◆ Given task: List every line below containing "with".

# start of Provided data

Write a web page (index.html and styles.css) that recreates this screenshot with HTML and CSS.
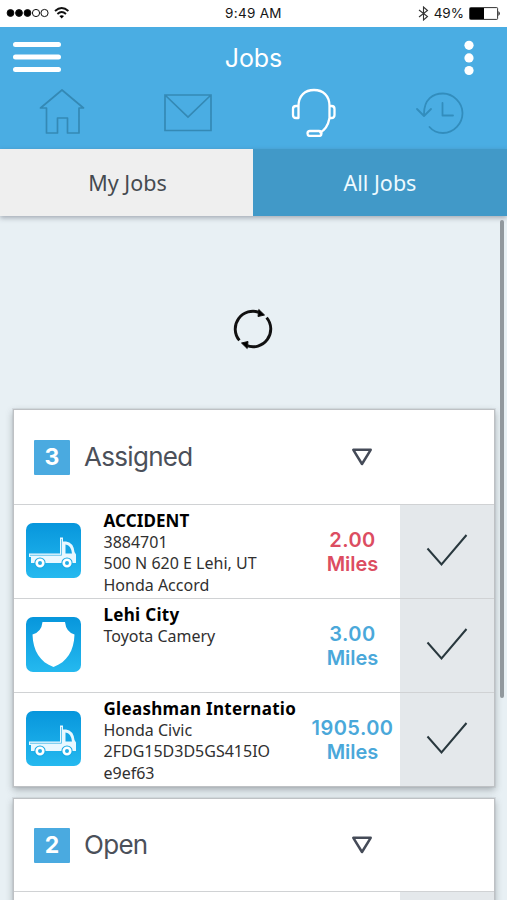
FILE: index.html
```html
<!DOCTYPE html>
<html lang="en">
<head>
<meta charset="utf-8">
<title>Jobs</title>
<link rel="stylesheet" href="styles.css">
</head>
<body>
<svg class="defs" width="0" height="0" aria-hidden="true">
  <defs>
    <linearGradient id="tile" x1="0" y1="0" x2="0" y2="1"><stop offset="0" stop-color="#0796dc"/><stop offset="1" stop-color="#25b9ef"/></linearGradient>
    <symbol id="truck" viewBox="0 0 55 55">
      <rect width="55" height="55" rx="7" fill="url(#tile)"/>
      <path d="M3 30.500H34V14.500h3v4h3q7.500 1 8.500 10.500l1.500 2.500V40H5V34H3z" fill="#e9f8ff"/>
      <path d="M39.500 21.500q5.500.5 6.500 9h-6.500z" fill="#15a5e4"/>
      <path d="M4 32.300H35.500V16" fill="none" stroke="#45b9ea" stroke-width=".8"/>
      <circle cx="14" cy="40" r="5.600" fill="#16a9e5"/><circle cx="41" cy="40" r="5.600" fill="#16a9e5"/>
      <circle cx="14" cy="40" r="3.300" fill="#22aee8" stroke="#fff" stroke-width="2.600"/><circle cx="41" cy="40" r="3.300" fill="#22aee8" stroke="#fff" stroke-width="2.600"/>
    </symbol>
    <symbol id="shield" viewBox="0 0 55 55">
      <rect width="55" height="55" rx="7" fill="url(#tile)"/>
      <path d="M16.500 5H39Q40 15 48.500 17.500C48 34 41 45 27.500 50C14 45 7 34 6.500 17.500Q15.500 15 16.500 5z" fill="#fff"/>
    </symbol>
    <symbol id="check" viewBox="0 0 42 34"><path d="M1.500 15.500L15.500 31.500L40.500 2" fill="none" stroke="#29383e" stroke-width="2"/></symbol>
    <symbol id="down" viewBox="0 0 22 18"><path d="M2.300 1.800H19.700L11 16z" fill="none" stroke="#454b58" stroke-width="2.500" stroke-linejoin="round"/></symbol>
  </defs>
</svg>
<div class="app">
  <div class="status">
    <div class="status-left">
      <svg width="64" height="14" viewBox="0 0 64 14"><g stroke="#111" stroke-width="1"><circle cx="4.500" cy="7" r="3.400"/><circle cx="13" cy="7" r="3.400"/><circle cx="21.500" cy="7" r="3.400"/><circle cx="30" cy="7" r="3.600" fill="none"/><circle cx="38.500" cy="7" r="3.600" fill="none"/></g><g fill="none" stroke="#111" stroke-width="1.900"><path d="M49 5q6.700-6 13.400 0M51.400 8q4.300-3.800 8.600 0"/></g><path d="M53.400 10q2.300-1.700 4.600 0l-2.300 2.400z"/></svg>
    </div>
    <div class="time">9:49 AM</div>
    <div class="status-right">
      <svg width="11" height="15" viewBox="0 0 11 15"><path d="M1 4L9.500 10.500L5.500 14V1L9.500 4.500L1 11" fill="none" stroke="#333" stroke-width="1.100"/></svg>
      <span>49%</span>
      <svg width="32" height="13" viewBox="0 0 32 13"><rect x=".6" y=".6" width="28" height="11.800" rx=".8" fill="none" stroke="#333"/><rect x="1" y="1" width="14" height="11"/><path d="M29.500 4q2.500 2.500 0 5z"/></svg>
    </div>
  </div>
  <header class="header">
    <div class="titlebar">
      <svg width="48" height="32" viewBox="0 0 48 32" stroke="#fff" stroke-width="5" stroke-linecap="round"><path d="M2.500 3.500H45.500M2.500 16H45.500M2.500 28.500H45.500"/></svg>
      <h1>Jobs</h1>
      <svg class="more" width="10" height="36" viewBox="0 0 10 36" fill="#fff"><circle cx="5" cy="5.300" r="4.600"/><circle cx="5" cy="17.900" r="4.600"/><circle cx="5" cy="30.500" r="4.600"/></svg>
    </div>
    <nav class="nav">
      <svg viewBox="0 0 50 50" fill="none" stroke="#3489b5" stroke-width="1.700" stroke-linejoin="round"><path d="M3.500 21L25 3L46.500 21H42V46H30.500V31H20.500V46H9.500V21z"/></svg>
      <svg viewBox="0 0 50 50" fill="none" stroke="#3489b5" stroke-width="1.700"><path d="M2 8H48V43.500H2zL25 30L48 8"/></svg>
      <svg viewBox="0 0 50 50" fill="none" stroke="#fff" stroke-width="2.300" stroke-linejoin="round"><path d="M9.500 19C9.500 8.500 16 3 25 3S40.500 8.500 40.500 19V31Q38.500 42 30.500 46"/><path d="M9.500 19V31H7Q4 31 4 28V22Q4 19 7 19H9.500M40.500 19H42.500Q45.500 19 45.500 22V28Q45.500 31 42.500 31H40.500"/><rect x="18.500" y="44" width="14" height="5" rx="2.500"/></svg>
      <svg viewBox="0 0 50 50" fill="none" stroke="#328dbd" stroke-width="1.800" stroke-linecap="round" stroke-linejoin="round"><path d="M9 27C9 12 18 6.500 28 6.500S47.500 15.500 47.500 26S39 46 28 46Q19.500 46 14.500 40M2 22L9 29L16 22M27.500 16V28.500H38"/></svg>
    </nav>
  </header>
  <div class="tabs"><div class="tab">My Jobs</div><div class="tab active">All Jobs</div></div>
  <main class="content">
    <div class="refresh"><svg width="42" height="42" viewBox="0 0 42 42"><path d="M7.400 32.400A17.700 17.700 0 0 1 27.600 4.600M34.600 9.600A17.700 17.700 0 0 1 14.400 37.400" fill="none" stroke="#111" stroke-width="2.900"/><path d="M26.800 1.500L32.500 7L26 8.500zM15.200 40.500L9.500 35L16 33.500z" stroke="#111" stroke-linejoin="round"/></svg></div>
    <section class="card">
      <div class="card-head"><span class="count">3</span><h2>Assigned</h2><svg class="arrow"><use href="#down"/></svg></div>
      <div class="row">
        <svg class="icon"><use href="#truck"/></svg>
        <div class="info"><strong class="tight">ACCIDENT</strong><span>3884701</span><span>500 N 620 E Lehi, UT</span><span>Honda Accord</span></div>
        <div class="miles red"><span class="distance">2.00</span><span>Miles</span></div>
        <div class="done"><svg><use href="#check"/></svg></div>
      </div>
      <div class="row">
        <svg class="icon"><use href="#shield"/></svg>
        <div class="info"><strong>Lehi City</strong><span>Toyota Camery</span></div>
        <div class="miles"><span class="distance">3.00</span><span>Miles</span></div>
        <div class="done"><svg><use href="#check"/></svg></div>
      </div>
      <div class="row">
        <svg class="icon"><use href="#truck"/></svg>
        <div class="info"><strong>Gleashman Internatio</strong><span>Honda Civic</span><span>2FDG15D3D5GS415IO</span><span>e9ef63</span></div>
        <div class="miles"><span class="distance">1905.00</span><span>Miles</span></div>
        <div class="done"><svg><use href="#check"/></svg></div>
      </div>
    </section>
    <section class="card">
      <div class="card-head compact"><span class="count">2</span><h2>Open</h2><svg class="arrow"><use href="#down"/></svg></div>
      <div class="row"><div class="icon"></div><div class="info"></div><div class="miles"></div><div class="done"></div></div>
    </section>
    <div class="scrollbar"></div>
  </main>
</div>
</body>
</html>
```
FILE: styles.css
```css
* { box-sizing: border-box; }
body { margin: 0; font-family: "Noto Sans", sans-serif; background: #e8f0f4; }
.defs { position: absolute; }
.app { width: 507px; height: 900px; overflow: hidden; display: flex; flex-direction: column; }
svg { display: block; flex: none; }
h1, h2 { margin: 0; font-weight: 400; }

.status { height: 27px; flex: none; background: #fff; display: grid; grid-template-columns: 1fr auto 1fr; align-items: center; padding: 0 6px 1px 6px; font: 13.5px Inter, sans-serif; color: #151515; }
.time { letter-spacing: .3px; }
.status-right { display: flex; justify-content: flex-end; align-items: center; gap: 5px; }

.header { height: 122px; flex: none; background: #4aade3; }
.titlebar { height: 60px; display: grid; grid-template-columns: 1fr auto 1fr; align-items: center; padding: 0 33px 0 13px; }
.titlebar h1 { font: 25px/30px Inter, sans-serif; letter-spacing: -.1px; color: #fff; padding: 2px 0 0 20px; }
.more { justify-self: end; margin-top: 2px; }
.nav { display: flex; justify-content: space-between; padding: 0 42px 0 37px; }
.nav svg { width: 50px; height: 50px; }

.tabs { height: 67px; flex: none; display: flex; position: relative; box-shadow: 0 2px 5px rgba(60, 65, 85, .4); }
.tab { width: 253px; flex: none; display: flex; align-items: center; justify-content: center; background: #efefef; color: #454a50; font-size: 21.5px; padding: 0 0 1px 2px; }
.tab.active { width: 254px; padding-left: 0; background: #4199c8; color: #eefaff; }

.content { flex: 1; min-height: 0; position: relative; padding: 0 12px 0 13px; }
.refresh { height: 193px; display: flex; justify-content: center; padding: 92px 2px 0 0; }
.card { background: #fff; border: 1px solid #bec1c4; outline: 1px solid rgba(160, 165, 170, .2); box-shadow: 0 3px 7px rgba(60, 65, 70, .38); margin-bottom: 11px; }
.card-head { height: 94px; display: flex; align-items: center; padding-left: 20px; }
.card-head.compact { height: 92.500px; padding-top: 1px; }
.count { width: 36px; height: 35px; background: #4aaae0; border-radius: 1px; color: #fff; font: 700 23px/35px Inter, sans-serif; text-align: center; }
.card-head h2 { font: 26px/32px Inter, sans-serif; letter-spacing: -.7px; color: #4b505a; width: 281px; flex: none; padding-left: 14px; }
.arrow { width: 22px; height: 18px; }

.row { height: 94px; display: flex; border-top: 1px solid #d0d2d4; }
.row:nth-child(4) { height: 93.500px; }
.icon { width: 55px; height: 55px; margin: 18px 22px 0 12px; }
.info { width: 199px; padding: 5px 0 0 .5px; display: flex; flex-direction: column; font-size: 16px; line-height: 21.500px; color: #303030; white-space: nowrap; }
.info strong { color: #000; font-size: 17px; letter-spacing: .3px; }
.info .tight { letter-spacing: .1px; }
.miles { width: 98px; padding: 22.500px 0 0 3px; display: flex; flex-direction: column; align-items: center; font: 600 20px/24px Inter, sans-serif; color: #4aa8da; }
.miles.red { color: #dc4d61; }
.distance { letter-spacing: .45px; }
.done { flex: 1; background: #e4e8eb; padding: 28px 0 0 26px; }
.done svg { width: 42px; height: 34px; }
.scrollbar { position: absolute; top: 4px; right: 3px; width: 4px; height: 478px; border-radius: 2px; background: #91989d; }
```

# end of Provided data
# start of Provided data

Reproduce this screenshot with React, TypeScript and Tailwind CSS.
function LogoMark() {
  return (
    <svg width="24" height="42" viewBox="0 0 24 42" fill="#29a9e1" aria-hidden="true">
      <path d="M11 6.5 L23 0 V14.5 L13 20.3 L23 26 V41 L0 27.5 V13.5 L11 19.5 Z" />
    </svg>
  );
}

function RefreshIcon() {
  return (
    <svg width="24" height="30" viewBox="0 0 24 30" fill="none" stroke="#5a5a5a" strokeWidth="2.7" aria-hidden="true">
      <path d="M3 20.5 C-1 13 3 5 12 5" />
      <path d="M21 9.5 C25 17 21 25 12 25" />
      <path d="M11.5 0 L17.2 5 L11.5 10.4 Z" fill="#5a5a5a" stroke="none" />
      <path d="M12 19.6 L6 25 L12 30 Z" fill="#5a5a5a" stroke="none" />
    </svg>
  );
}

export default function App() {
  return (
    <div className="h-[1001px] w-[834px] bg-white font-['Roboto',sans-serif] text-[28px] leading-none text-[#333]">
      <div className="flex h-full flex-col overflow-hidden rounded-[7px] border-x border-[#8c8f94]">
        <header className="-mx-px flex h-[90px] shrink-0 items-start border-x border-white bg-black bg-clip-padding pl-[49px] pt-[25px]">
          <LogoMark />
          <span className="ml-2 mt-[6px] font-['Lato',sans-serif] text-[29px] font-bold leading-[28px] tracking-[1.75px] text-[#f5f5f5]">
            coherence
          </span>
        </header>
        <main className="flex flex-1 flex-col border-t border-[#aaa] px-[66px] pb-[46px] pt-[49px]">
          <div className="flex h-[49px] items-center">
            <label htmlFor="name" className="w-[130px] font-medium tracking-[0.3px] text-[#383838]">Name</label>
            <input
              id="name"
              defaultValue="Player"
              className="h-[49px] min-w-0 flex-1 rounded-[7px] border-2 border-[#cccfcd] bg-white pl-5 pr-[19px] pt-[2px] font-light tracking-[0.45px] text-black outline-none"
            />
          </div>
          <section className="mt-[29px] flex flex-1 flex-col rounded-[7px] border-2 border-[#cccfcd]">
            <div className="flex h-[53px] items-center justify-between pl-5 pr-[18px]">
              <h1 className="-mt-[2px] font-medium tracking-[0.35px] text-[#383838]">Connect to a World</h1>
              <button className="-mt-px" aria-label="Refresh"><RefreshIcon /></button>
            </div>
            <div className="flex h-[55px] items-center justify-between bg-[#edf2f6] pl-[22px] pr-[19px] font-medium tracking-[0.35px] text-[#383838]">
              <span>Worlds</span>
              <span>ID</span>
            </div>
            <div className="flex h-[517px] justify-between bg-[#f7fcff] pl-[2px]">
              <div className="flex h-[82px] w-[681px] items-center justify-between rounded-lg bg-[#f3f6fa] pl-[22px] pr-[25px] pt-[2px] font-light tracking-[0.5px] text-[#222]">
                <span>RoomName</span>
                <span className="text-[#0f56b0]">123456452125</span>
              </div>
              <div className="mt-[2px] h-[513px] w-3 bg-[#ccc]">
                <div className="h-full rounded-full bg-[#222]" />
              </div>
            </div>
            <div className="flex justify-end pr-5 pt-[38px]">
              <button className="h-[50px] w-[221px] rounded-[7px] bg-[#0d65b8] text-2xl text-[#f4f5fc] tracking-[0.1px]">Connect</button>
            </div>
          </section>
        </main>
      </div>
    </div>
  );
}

# end of Provided data

◆ Exercise answer:
Write a web page (index.html and styles.css) that recreates this screenshot with HTML and CSS.
Reproduce this screenshot with React, TypeScript and Tailwind CSS.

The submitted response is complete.